Ince attempts to create that sort of space for us in the theatre. Name-tags are given out and audiences are encouraged to provide discussion topics to incite conversation between them. Bowers speaks to the audience before, and charmingly cuts short her conversation, gesturing that she needs to, you know, start the show. The interval involves a tea and coffee trolley and cups with quotes on – further talking points (mine was Audre Lorde: “Your Silence Will Not Protect You”). A quick poll is done at the beginning of the show with raised hands: do you believe rioting to be a valid form of protest? Have you ever judged someone based on their race?
Twilight, Los Angeles, 1992 is not just a time capsule then, because it’s happening in the present moment. A ticking clock counts down the minutes during the interval. We are in the now. Hearing these testimonies together is, in and of itself, a form of bearing witness, not to the past, but to the communal present. In this room we reconcile with the past, and interrogate the present.

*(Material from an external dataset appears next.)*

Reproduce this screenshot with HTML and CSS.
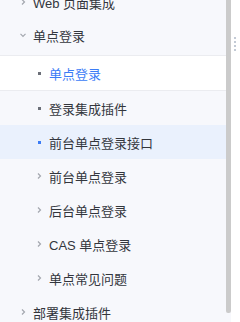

Because it is a present that needs interrogating. That’s evidenced by the opening night aptly taking place on MLK Day amid (even more) racist comments from a President who prefers to play golf than tackle inequality, and by the current statistics on racial injustice in the US and the UK that are displayed on screens after the show. Ince makes it clear that she wants us to think about how race and power continue to intertwine, how protests are defined and who gets to define them, how justice is served and to whom.
But importantly, she wants us to think about this together, as an assemblage of voices, listening to each other and to ourselves, for the sake of justice and equality.